# [Information shown]
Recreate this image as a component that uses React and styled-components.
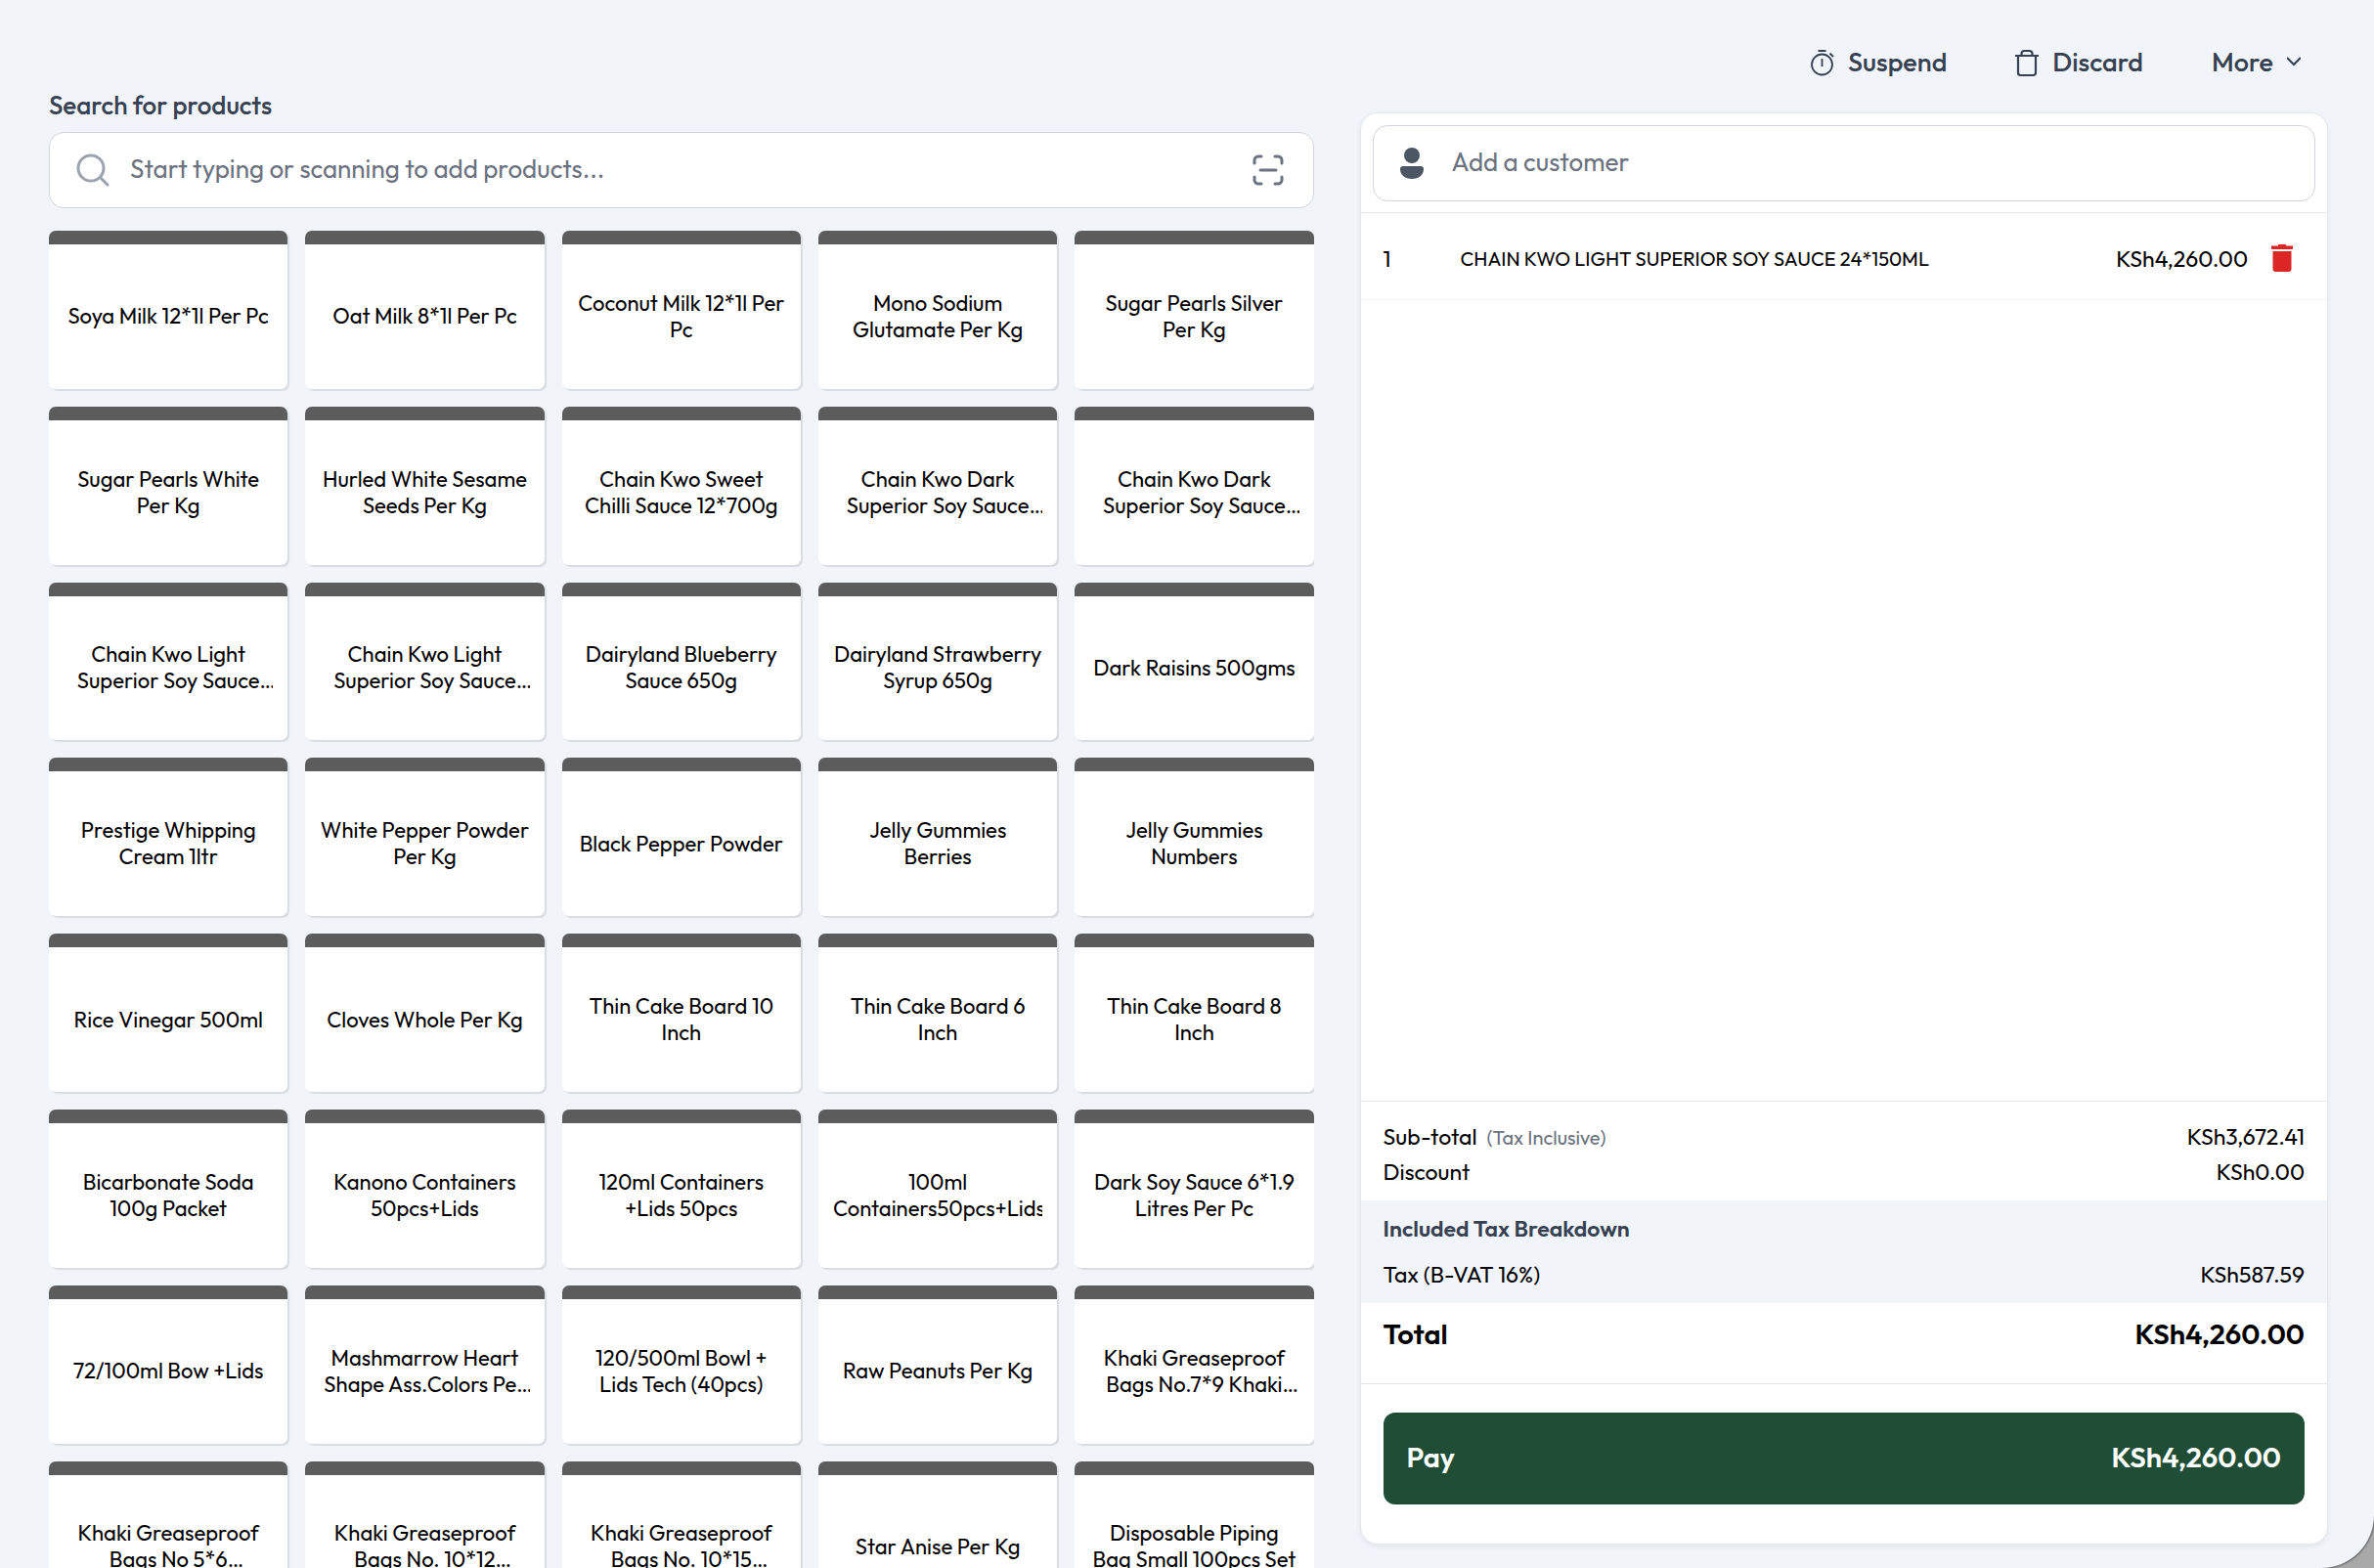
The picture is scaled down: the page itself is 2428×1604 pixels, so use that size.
import { useState } from "react";
import styled, { createGlobalStyle } from "styled-components";

const products = [
  `Soya Milk 12*1l Per Pc`,
  `Oat Milk 8*1l Per Pc`,
  `Coconut Milk 12*1l Per Pc`,
  `Mono Sodium Glutamate Per Kg`,
  `Sugar Pearls Silver Per Kg`,
  `Sugar Pearls White Per Kg`,
  `Hurled White Sesame Seeds Per Kg`,
  `Chain Kwo Sweet Chilli Sauce 12*700g`,
  `Chain Kwo Dark Superior Soy Sauce 24*150ml`,
  `Chain Kwo Dark Superior Soy Sauce 12*500ml`,
  `Chain Kwo Light Superior Soy Sauce 24*150ml`,
  `Chain Kwo Light Superior Soy Sauce 12*500ml`,
  `Dairyland Blueberry Sauce 650g`,
  `Dairyland Strawberry Syrup 650g`,
  `Dark Raisins 500gms`,
  `Prestige Whipping Cream 1ltr`,
  `White Pepper Powder Per Kg`,
  `Black Pepper Powder`,
  `Jelly Gummies\nBerries`,
  `Jelly Gummies\nNumbers`,
  `Rice Vinegar 500ml`,
  `Cloves Whole Per Kg`,
  `Thin Cake Board 10 Inch`,
  `Thin Cake Board 6 Inch`,
  `Thin Cake Board 8 Inch`,
  `Bicarbonate Soda 100g Packet`,
  `Kanono Containers 50pcs+Lids`,
  `120ml Containers +Lids 50pcs`,
  `100ml Containers50pcs+Lids`,
  `Dark Soy Sauce 6*1.9 Litres Per Pc`,
  `72/100ml Bow +Lids`,
  `Mashmarrow Heart Shape Ass.Colors Per Pc`,
  `120/500ml Bowl + Lids Tech (40pcs)`,
  `Raw Peanuts Per Kg`,
  `Khaki Greaseproof Bags No.7*9 Khaki 100pcs`,
  `Khaki Greaseproof Bags No 5*6 Khaki/100pcs`,
  `Khaki Greaseproof Bags No. 10*12 Khaki/100pcs`,
  `Khaki Greaseproof Bags No. 10*15 Khaki/100pcs`,
  `Star Anise Per Kg`,
  `Disposable Piping Bag Small 100pcs Set`,
];

const GlobalStyle = createGlobalStyle`
  * {
    box-sizing: border-box;
  }
  body {
    margin: 0;
    background: #a9a9a9;
    color: #000;
    font-family: Outfit, Lato, sans-serif;
    font-size: 23px;
    line-height: 35px;
  }
  button, input {
    font: inherit;
    color: inherit;
  }
  button {
    border: 0;
    padding: 0;
    background: none;
    cursor: pointer;
  }
`;

const Page = styled.main`
  height: 100vh;
  overflow: hidden;
  display: grid;
  grid-template-columns: 64fr 49fr;
  gap: 47px;
  padding: 0 47px 0 50px;
  background: #f1f5fa;
  border-bottom-right-radius: 54px;
  box-shadow: 0 0 2px 1px #555;
`;

const Catalog = styled.section`
  min-width: 0;
  min-height: 0;
  display: flex;
  flex-direction: column;
  padding-top: 90px;
`;

const SearchLabel = styled.label`
  color: #374151;
  font-size: 26px;
  font-weight: 500;
  margin-bottom: 10px;
`;

const Field = styled.div`
  display: flex;
  align-items: center;
  gap: ${(props) => props.$gap};
  height: 78px;
  flex-shrink: 0;
  padding: 0 30px 0 26px;
  background: #fff;
  border: 1px solid #d1d5db;
  border-radius: 15px;
`;

const FieldInput = styled.input`
  flex: 1;
  min-width: 0;
  border: 0;
  outline: 0;
  padding: 0 0 3px;
  background: none;
  font-size: 26px;
  &::placeholder {
    color: #6b7280;
    opacity: 1;
  }
`;

const ScanButton = styled.button`
  display: flex;
  color: #6b7280;
`;

const Grid = styled.div`
  flex: 1;
  min-height: 0;
  overflow: hidden;
  display: grid;
  grid-template-columns: repeat(5, minmax(0, 1fr));
  align-content: start;
  gap: 18px;
  margin-top: 23px;
`;

const Card = styled.button`
  aspect-ratio: 151 / 100;
  display: flex;
  align-items: center;
  justify-content: center;
  padding: 0 15px;
  background: #fff;
  border-top: 14px solid #5c5c5c;
  border-radius: 7px;
  box-shadow: 2px 2px 1px #d9dde2;
`;

/* names stay on two lines, the rest is cut with an ellipsis */
const CardName = styled.span`
  display: -webkit-box;
  -webkit-box-orient: vertical;
  -webkit-line-clamp: 2;
  max-width: 100%;
  overflow: hidden;
  font-size: 22px;
  line-height: 27px;
  text-align: center;
  white-space: pre-line;
`;

const Sale = styled.section`
  min-width: 0;
  min-height: 0;
  display: flex;
  flex-direction: column;
  padding-bottom: 24px;
`;

const Actions = styled.div`
  display: flex;
  justify-content: flex-end;
  align-items: center;
  gap: 70px;
  height: 115px;
  flex-shrink: 0;
  padding: 12px 28px 0 0;
`;

const Action = styled.button`
  display: flex;
  align-items: center;
  gap: 14px;
  color: #374151;
  font-size: 27px;
  font-weight: 500;
`;

const Panel = styled.div`
  flex: 1;
  min-height: 0;
  display: flex;
  flex-direction: column;
  background: #fff;
  border: 1px solid #e5e7eb;
  border-radius: 18px;
  box-shadow: 0 2px 4px #e2e5ea;
`;

const Customer = styled.div`
  padding: 12px 12px 11px;
  border-bottom: 1px solid #e5e7eb;
`;

const Lines = styled.ul`
  flex: 1;
  margin: 0;
  padding: 0;
  list-style: none;
`;

const Line = styled.li`
  display: flex;
  align-items: center;
  height: 89px;
  padding: 4px 35px 0 23px;
  border-bottom: 1px solid #f3f4f6;
`;

const Quantity = styled.span`
  width: 79px;
`;

const LineName = styled.span`
  flex: 1;
  font-size: 20px;
`;

const RemoveButton = styled.button`
  display: flex;
  margin-left: 24px;
  color: #dc2626;
`;

const Totals = styled.div`
  padding: 18px 0 33px;
  border-top: 1px solid #e5e7eb;
  border-bottom: 1px solid #e5e7eb;
`;

const Row = styled.div`
  display: flex;
  justify-content: space-between;
  padding: 0 23px;
`;

const Note = styled.small`
  margin-left: 10px;
  color: #6b7280;
  font-size: 20px;
`;

const TaxBox = styled.div`
  margin: 12px 0 14px;
  padding: 11px 0 12px;
  background: #f1f5fa;
`;

const TaxTitle = styled.h2`
  margin: 0 0 12px;
  padding: 0 23px;
  color: #374151;
  font-size: 23px;
  font-weight: 600;
`;

const TotalRow = styled(Row)`
  font-size: 29px;
  font-weight: 600;
`;

const Footer = styled.div`
  padding: 29px 23px 40px;
`;

const PayButton = styled.button`
  display: flex;
  justify-content: space-between;
  align-items: center;
  width: 100%;
  height: 94px;
  padding: 0 24px 4px;
  background: #1f4d36;
  color: #fff;
  border-radius: 12px;
  font-size: 29px;
  font-weight: 600;
`;

const SearchIcon = () => (
  <svg width="36" height="36" viewBox="0 0 36 36" fill="none" stroke="#9ca3af" strokeWidth="3" strokeLinecap="round">
    <circle cx="16" cy="16" r="13" />
    <path d="M25.500 25.500L33 33" />
  </svg>
);

const ScanIcon = () => (
  <svg width="32" height="32" viewBox="0 0 32 32" fill="none" stroke="currentColor" strokeWidth="3" strokeLinecap="round">
    <path d="M2 9V6a4 4 0 0 1 4-4h3M23 2h3a4 4 0 0 1 4 4v3M30 23v3a4 4 0 0 1-4 4h-3M9 30H6a4 4 0 0 1-4-4v-3M8 16h16" />
  </svg>
);

const PersonIcon = () => (
  <svg width="26" height="32" viewBox="1 0 26 32" fill="#4b5563">
    <circle cx="14" cy="8" r="8" />
    <path d="M5 19h18a3 3 0 0 1 3 3c0 6-5 10-12 10S2 28 2 22a3 3 0 0 1 3-3z" />
  </svg>
);

const TimerIcon = () => (
  <svg width="24" height="28" viewBox="0 0 24 28" fill="none" stroke="currentColor" strokeWidth="1.800">
    <circle cx="11.500" cy="16" r="10.500" />
    <path d="M11.500 10v8M7.500 2h8M19.500 4.500l3.500 3.500" />
  </svg>
);

const BinIcon = () => (
  <svg width="24" height="28" viewBox="0 0 24 28" fill="none" stroke="currentColor" strokeWidth="2.200">
    <path d="M0 7h24M6.500 7V4.500A3 3 0 0 1 9.500 2h5a3 3 0 0 1 3 2.500V7M3 7v17.500A2.500 2.500 0 0 0 5.500 27h13a2.500 2.500 0 0 0 2.500-2.500V7" />
  </svg>
);

const ChevronIcon = () => (
  <svg width="14" height="12" viewBox="0 0 14 12" fill="none" stroke="currentColor" strokeWidth="2.200">
    <path d="M0 1l7 7 7-7" />
  </svg>
);

const TrashIcon = () => (
  <svg width="22" height="28" viewBox="0 0 22 28" fill="currentColor">
    <path d="M7 0h8v1.500h7v3.500H0V1.500h7zM1.500 7h19v18a3 3 0 0 1-3 3h-13a3 3 0 0 1-3-3z" />
  </svg>
);

export default function App() {
  const [search, setSearch] = useState(``);
  const [customer, setCustomer] = useState(``);

  return (
    <>
      <GlobalStyle />
      <Page>
        <Catalog>
          <SearchLabel htmlFor="search">Search for products</SearchLabel>
          <Field $gap="20px">
            <SearchIcon />
            <FieldInput
              id="search"
              value={search}
              onChange={(e) => setSearch(e.target.value)}
              placeholder="Start typing or scanning to add products..."
            />
            <ScanButton aria-label="Scan barcode">
              <ScanIcon />
            </ScanButton>
          </Field>
          <Grid>
            {products.map((name, i) => (
              <Card key={i}>
                <CardName>{name}</CardName>
              </Card>
            ))}
          </Grid>
        </Catalog>

        <Sale>
          <Actions>
            <Action>
              <TimerIcon /> Suspend
            </Action>
            <Action>
              <BinIcon /> Discard
            </Action>
            <Action>
              More <ChevronIcon />
            </Action>
          </Actions>
          <Panel>
            <Customer>
              <Field $gap="28px">
                <PersonIcon />
                <FieldInput
                  aria-label="Add a customer"
                  value={customer}
                  onChange={(e) => setCustomer(e.target.value)}
                  placeholder="Add a customer"
                />
              </Field>
            </Customer>
            <Lines>
              <Line>
                <Quantity>1</Quantity>
                <LineName>CHAIN KWO LIGHT SUPERIOR SOY SAUCE 24*150ML</LineName>
                <span>KSh4,260.00</span>
                <RemoveButton aria-label="Remove item">
                  <TrashIcon />
                </RemoveButton>
              </Line>
            </Lines>
            <Totals>
              <Row>
                <span>
                  Sub-total<Note>(Tax Inclusive)</Note>
                </span>
                <span>KSh3,672.41</span>
              </Row>
              <Row>
                <span>Discount</span>
                <span>KSh0.00</span>
              </Row>
              <TaxBox>
                <TaxTitle>Included Tax Breakdown</TaxTitle>
                <Row>
                  <span>Tax (B-VAT 16%)</span>
                  <span>KSh587.59</span>
                </Row>
              </TaxBox>
              <TotalRow>
                <span>Total</span>
                <span>KSh4,260.00</span>
              </TotalRow>
            </Totals>
            <Footer>
              <PayButton>
                <span>Pay</span>
                <span>KSh4,260.00</span>
              </PayButton>
            </Footer>
          </Panel>
        </Sale>
      </Page>
    </>
  );
}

# [What to produce]
Look for "size" and pull out every line that has it.

# [Solution for this exercise]
The picture is scaled down: the page itself is 2428×1604 pixels, so use that size.
    font-size: 23px;
  font-size: 26px;
  font-size: 26px;
  font-size: 22px;
  font-size: 27px;
  font-size: 20px;
  font-size: 20px;
  font-size: 23px;
  font-size: 29px;
  font-size: 29px;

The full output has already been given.